= Dataset excerpt =
------------------------------

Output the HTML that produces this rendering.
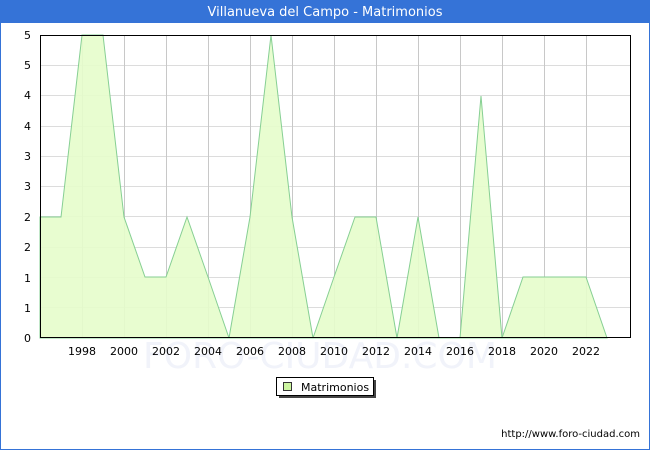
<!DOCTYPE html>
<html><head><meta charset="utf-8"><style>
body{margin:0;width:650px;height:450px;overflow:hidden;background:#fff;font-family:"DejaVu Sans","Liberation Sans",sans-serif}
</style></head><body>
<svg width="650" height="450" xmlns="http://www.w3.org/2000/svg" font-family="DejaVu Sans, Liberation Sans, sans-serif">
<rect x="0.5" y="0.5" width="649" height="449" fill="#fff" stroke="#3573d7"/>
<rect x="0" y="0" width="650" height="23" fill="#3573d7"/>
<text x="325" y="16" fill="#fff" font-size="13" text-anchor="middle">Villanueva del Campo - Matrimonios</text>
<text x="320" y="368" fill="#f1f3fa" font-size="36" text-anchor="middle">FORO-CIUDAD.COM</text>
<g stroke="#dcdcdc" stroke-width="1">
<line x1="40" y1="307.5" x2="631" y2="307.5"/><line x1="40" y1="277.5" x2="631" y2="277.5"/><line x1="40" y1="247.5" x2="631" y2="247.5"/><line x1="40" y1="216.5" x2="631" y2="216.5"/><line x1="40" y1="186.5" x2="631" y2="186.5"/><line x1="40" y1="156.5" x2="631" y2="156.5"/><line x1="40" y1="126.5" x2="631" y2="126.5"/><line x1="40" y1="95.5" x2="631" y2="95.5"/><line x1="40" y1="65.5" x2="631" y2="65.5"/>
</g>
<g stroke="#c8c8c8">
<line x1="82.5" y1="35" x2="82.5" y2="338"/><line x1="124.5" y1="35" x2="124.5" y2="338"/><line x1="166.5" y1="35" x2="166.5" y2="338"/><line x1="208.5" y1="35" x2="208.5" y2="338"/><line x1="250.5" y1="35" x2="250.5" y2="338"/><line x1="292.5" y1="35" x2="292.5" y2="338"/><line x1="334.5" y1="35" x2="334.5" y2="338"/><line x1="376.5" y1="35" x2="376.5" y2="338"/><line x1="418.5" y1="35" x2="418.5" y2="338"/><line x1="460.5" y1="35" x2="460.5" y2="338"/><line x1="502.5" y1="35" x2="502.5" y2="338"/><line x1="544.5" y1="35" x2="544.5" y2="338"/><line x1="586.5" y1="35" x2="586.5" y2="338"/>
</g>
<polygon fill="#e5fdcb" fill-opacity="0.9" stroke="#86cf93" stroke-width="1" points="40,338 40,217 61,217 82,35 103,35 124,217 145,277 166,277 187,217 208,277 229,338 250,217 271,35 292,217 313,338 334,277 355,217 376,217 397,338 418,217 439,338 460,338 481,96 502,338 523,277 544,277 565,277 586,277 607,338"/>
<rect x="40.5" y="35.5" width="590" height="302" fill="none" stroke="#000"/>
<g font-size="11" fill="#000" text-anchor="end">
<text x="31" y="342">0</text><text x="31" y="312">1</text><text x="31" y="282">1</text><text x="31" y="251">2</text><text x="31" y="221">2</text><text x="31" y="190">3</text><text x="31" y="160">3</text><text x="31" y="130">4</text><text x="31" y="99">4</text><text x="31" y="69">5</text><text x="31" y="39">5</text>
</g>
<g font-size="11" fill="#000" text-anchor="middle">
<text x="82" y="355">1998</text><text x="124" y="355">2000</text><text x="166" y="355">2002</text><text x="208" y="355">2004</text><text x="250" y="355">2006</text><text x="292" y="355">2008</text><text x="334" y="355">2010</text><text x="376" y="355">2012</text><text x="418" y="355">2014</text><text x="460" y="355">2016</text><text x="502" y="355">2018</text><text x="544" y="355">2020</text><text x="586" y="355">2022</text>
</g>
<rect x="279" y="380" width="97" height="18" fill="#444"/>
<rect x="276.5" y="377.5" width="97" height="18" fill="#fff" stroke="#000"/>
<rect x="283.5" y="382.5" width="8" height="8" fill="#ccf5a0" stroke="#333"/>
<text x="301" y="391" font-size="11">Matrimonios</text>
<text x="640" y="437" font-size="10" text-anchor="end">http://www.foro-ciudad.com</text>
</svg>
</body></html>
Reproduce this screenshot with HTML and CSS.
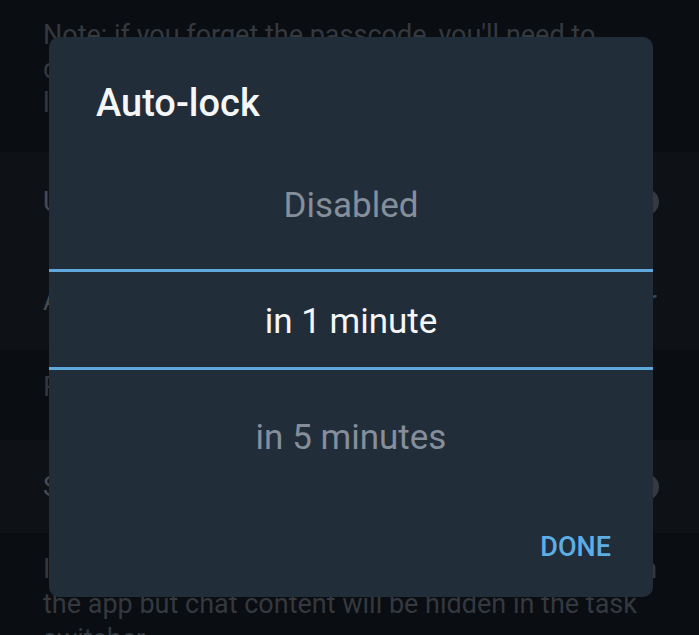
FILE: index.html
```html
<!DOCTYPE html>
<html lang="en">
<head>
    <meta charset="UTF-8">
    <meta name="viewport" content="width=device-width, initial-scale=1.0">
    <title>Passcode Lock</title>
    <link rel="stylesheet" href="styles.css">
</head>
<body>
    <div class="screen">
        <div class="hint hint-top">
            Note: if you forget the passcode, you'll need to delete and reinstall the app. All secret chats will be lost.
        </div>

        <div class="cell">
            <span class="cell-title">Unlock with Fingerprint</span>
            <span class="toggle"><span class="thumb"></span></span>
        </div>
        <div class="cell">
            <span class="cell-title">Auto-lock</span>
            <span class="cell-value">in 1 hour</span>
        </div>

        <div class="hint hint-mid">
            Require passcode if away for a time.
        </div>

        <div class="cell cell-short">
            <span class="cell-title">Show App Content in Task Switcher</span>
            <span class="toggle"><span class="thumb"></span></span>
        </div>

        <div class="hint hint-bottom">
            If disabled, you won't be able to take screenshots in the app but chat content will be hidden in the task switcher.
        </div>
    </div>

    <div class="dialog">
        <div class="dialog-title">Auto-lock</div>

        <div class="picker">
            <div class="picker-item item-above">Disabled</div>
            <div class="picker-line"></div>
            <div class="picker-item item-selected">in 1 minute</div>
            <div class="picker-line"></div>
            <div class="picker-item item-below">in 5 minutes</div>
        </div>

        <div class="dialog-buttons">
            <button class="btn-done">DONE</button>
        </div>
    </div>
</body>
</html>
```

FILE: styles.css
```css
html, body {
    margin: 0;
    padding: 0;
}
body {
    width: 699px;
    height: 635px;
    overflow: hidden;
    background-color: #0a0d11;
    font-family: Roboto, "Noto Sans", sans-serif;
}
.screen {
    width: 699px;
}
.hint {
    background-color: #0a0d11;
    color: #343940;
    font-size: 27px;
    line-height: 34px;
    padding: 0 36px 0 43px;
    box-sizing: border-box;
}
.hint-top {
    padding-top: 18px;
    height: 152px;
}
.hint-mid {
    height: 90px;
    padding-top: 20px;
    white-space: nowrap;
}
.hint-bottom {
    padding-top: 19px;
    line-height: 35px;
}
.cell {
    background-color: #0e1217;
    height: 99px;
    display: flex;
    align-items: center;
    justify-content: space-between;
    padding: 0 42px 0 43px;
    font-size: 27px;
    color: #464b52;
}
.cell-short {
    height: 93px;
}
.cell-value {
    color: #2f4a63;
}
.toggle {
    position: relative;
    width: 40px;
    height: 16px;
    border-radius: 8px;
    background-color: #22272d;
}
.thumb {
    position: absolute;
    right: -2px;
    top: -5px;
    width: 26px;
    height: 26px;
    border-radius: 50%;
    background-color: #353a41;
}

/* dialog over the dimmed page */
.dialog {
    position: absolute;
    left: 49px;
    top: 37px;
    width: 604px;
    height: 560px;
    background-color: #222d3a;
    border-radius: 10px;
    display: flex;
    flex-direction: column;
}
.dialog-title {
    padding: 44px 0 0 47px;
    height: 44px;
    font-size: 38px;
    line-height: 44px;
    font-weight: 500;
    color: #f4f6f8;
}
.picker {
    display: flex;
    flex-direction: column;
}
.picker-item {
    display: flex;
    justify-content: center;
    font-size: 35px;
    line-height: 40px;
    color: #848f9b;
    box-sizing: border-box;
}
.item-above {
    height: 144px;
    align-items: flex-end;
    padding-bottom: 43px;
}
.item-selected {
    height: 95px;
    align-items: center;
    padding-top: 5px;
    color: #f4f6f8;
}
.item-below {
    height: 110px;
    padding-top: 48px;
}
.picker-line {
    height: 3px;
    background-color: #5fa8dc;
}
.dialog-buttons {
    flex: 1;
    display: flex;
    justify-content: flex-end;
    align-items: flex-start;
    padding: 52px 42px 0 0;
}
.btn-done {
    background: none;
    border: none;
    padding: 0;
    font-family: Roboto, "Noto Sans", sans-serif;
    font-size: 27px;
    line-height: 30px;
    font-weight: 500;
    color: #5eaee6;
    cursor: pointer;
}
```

------------------------------

= REQUIREMENTS =
Extract every line above that contains the word "with".

= THE ANSWER =
Reproduce this screenshot with HTML and CSS.
            <span class="cell-title">Unlock with Fingerprint</span>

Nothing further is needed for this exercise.